_Instructions to follow_.
Which lines in the material below contain the word "page"? Copy each of them.

──────────

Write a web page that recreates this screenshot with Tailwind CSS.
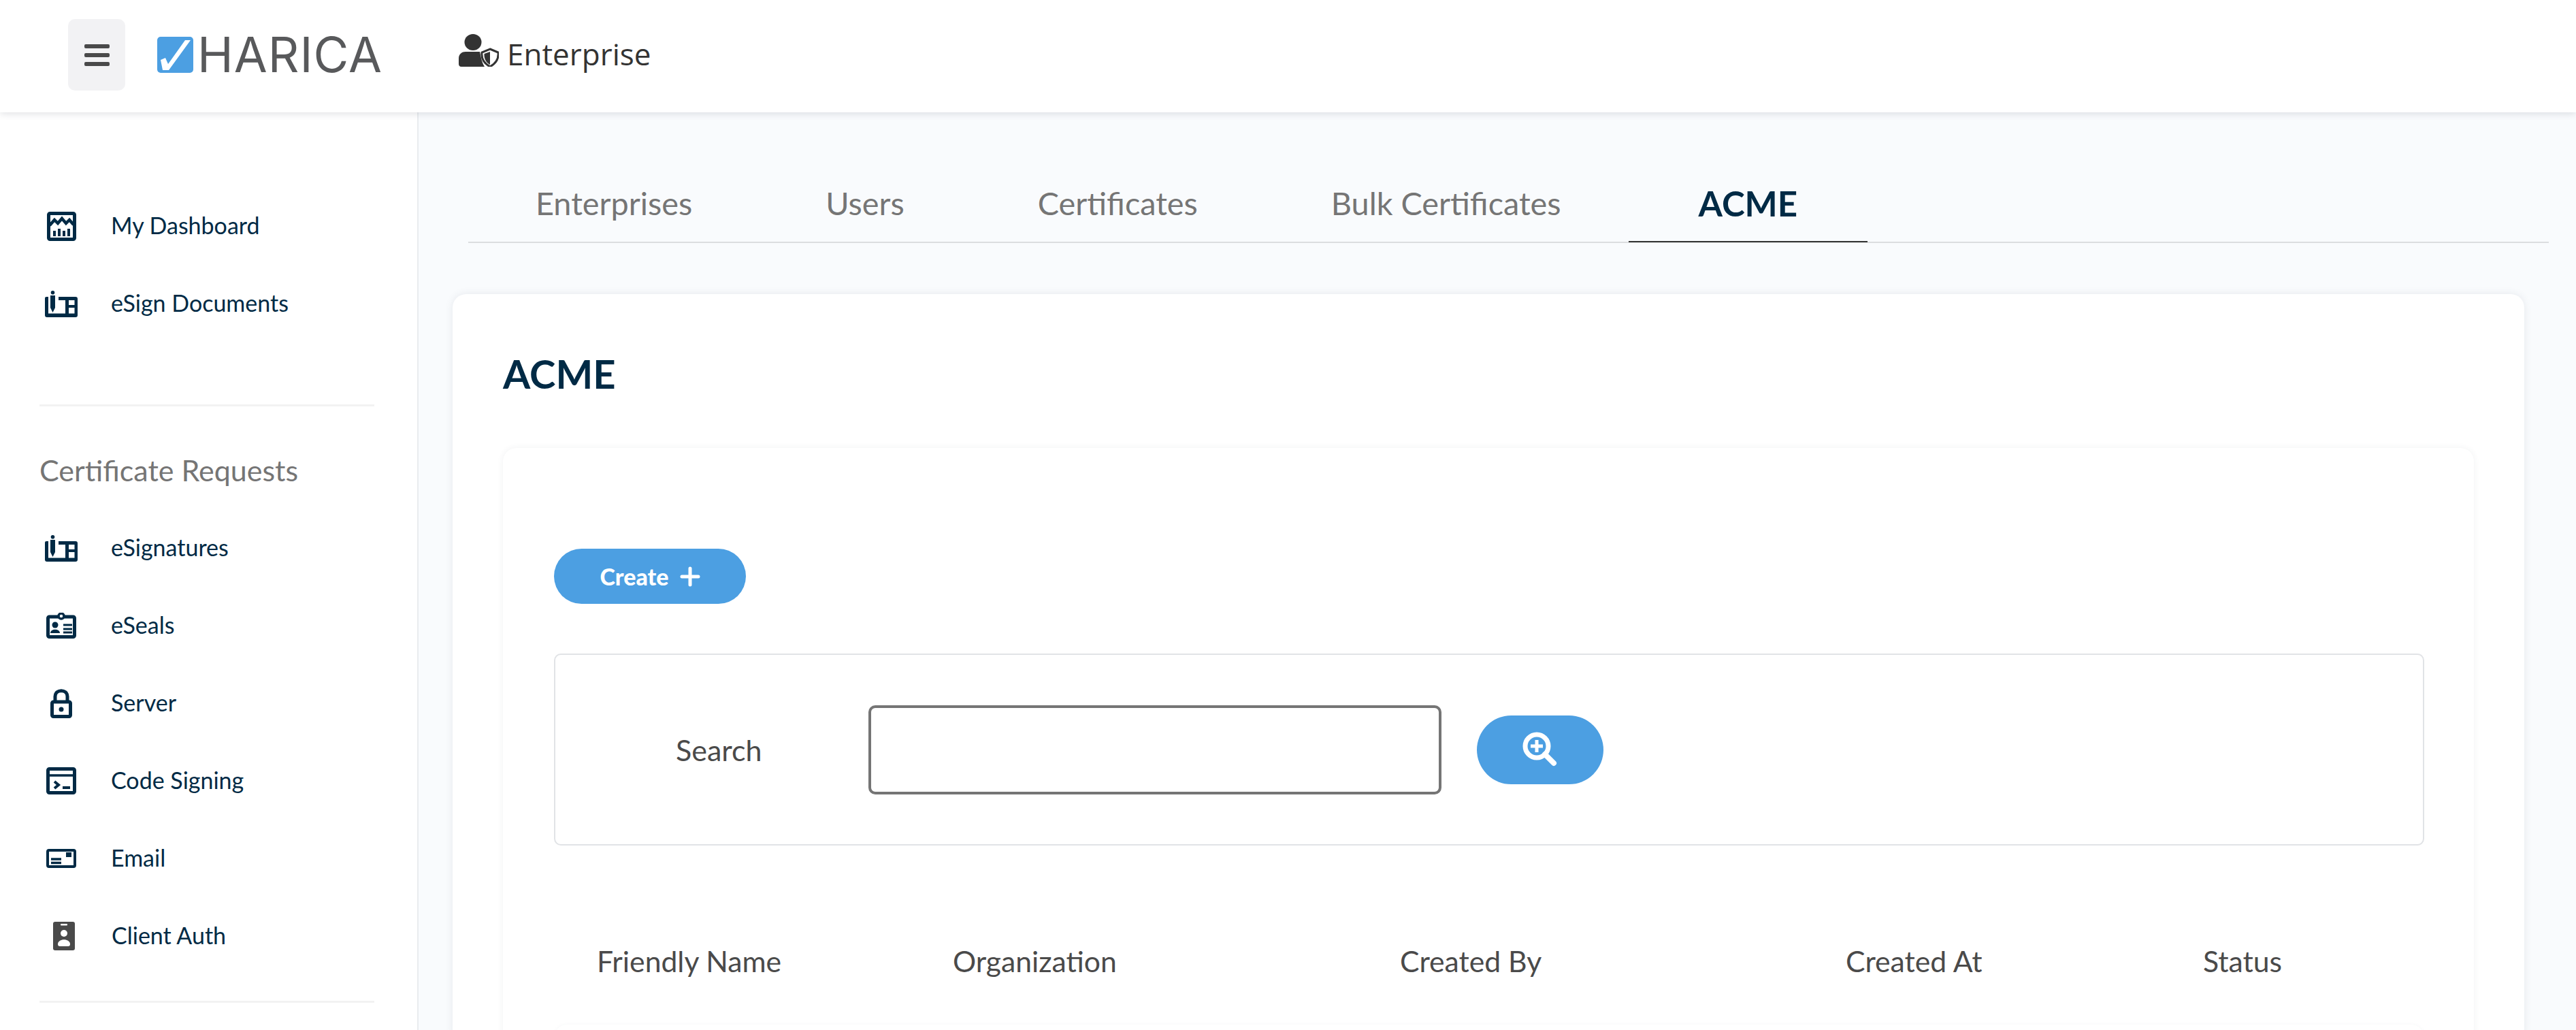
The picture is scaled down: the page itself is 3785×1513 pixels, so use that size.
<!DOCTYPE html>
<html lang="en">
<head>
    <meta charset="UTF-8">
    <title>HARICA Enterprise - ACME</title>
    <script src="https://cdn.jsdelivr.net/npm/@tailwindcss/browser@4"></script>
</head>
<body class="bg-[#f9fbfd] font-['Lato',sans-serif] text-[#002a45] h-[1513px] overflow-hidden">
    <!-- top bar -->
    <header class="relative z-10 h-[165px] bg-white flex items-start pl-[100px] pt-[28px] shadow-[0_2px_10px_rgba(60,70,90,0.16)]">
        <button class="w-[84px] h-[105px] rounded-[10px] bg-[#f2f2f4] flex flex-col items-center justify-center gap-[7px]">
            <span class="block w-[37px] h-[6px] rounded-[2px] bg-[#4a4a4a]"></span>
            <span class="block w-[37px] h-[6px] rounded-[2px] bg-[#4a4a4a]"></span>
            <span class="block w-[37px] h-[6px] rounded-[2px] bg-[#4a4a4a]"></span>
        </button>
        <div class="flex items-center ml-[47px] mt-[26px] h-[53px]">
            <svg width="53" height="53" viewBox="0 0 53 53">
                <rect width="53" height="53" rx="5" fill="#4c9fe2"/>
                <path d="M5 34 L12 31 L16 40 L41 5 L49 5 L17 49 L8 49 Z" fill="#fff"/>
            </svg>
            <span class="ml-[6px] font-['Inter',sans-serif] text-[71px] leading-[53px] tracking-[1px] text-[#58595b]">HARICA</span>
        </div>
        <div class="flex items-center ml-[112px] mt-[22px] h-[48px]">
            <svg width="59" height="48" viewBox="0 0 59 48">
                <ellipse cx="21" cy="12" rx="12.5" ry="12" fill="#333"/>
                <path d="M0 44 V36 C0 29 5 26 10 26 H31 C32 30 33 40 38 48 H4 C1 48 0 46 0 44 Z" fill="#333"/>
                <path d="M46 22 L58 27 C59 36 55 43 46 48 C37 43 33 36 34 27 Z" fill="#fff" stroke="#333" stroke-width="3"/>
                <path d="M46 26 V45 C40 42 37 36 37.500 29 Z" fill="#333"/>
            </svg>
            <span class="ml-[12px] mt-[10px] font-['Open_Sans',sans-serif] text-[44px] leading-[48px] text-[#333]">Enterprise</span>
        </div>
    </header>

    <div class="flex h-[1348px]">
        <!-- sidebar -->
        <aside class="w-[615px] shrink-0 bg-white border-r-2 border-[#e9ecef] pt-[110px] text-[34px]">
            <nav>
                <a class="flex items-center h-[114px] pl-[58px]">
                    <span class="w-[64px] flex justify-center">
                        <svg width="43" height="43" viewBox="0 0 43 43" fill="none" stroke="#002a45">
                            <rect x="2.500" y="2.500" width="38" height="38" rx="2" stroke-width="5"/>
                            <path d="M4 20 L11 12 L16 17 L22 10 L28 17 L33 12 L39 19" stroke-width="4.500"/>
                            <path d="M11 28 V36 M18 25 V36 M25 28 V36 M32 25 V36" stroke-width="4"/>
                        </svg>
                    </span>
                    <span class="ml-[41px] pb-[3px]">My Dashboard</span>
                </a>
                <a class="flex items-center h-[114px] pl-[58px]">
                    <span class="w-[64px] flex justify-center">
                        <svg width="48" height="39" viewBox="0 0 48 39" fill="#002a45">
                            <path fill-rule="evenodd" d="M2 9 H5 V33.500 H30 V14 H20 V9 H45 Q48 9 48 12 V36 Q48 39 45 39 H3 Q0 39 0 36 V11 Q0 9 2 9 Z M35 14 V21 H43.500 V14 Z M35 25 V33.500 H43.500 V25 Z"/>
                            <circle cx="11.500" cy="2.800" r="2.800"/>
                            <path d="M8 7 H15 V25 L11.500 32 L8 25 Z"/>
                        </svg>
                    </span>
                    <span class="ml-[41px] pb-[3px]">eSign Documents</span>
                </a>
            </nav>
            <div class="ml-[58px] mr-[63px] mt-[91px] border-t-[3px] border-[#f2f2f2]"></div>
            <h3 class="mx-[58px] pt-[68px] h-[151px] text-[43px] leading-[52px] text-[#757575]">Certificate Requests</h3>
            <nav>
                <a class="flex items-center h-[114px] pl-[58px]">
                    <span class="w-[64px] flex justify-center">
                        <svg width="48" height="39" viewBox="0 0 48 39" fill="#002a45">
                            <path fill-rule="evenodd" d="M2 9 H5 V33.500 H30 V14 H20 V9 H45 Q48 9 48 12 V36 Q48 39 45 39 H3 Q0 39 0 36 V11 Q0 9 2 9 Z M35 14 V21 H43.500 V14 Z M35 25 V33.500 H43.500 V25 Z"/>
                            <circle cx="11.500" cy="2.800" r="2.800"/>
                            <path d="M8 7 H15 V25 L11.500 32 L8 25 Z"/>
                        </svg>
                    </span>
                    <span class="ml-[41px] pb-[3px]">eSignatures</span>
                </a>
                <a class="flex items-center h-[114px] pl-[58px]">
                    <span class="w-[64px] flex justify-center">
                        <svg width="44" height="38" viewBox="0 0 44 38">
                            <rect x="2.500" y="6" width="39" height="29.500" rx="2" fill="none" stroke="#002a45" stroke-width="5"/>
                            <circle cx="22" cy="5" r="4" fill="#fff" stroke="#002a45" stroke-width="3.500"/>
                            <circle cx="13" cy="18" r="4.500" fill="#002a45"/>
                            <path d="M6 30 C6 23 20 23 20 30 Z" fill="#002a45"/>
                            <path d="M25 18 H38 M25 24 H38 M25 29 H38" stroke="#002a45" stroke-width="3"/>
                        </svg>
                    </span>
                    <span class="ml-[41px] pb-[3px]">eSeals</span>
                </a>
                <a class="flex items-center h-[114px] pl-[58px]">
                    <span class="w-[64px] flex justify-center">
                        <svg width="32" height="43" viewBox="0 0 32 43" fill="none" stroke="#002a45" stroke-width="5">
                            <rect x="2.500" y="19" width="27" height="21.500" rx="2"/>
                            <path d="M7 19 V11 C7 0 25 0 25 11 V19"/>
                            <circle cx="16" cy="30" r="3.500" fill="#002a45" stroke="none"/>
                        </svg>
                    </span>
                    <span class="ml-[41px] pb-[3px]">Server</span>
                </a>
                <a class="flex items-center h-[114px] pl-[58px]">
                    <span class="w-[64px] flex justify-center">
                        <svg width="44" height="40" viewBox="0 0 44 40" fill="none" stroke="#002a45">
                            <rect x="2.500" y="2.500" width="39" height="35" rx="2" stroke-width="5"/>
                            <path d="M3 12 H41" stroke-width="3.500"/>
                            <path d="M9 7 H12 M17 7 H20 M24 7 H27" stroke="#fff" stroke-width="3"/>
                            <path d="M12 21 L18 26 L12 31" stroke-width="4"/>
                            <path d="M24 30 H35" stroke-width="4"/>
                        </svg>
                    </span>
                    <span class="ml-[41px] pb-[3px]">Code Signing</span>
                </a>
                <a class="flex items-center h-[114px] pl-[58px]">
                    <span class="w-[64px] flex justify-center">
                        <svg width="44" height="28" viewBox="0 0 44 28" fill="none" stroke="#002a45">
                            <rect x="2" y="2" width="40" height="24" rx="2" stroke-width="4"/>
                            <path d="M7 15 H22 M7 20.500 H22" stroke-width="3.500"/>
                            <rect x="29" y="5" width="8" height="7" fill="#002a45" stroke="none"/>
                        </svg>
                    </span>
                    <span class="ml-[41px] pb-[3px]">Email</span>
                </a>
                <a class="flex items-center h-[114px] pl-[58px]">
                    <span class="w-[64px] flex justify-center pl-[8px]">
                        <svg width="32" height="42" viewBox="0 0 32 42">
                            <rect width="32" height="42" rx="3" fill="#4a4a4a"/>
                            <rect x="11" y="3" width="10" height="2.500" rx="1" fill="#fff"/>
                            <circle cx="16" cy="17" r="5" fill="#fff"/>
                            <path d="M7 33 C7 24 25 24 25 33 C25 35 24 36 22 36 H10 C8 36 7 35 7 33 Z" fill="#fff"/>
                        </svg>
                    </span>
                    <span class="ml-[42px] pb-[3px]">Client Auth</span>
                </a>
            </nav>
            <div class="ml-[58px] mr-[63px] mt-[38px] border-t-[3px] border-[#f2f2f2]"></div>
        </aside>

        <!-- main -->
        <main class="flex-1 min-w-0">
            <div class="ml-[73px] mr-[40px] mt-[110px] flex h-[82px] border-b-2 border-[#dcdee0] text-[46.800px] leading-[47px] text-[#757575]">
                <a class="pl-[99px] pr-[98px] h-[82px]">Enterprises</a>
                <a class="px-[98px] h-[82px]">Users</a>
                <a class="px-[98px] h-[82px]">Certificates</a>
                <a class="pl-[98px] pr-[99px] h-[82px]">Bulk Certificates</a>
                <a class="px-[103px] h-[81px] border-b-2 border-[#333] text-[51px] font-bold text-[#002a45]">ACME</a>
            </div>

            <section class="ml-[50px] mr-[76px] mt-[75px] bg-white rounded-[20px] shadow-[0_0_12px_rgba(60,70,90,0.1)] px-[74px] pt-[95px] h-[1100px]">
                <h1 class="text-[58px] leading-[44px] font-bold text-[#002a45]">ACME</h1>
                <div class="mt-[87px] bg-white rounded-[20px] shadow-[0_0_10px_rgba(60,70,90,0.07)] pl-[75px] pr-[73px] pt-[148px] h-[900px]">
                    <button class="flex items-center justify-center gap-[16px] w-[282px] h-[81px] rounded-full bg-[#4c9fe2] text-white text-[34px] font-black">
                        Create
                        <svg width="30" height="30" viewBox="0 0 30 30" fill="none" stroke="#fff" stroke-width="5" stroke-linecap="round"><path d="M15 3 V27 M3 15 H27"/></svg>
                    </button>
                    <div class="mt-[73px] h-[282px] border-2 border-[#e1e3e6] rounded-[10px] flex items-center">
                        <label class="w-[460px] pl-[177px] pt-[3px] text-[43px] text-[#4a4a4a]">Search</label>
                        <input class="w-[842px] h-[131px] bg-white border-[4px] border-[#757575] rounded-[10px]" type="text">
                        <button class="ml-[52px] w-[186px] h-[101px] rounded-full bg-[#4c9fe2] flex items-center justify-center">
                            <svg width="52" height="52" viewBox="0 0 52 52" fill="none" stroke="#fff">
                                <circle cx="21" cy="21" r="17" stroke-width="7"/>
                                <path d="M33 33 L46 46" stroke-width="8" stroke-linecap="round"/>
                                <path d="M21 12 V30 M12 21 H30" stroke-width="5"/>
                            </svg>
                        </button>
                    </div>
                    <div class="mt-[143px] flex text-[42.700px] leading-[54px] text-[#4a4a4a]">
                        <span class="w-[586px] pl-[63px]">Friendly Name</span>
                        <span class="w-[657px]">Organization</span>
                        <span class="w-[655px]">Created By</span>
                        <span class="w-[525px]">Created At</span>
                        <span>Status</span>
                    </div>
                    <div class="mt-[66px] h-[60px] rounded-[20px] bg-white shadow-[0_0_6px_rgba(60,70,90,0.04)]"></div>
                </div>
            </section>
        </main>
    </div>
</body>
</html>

──────────

_The response_.
Write a web page that recreates this screenshot with Tailwind CSS.
The picture is scaled down: the page itself is 3785×1513 pixels, so use that size.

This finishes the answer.